In private, some members of the Iraq Study Group have expressed concern that they could find themselves in not-quite-open confrontation with Mr. Bush. “He’s a true believer,” one participant in the group’s debates said. “Finessing the differences is not going to be easy.”
—David Sanger, The New York Times, “Idea of Rapid Withdrawal From Iraq Seems to Fade,” Dec. 1.

What a fiasco this whole Baker-Hamilton episode is, with all its attendant leaks and media manipulations — a veritable symphony of Typical Washington Bullshit. It has all the hallmarks of the pusillanimous, cover-your-ass mentality that rules our nation’s capital, where all problems are political problems and actual real emergencies never make it to the desk of anyone who matters.

The Baker-Hamilton commission, also known as the Iraq Study Group, released its long-awaited recommendations last Wednesday, but the overall gist of the panel’s labors was obvious way back in March, when President Bush first appointed the panel. Baker-Hamilton from the very start was a classic bullshit-cloud in the proud tradition of those damnable congressional “studies” we hear about from time to time, in which “bipartisan panels” are convened to much fanfare and packed off to the wilds of suburban Virginia for years of intellectually masturbatory activity — the usual solution, whenever House or Senate leaders are faced with a genuinely thorny political issue that offers no easy or obvious solutions, i.e. a problem that can’t be simply blamed on one or the other political party, but which needs actual fixing.

Whenever one of those issues pops up, Washington politicians generally find themselves at a loss. They don’t know what to do. For the vast majority of these buffoons, their expertise lies elsewhere. These guys know how to spread their legs for campaign contributors, raid the budget for redundant public works projects and worm their way onto the six o’clock news wearing a hardhat or a Cubs cap — but the average elected official knows very little about actually solving real political problems, because in most cases that’s not what got him elected.

The successful politician today is the one who can best convert the agendas of his campaign contributors into politically saleable policies.

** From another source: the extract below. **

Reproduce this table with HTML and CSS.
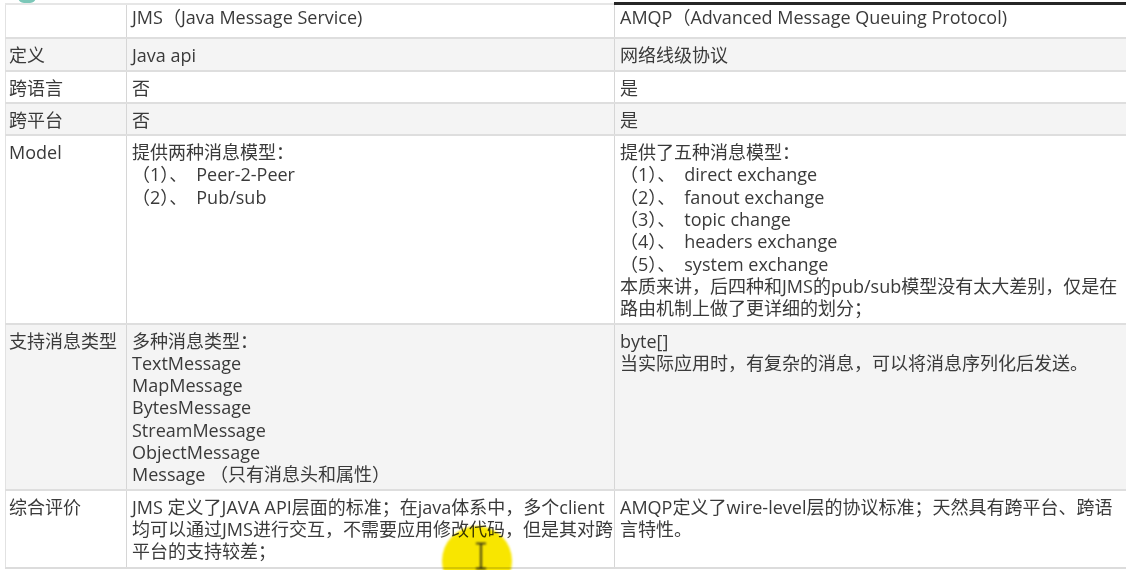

That’s the business of government today; both the legislative and the executive branch are mainly engaged in searching out and finding the acceptable mean between voter sentiment and financial interest. It’s sort of an ongoing math problem — figuring out how many voters you can afford to fuck every four years, or how much money you should be extracting, and from which sponsors, for each rape of your constituents.

That kind of negotiation, Washingtonians are great at. But there’s no upside to taking on difficult problems for most politicians, who a) usually don’t give a shit anyway, since there are few problems outside of anthrax-infected envelopes that actually affect a Washington politician’s life, and b) have few institutional remedies for effectively addressing problems even if they were so inclined, since so many backs need to be scratched en route to taking action.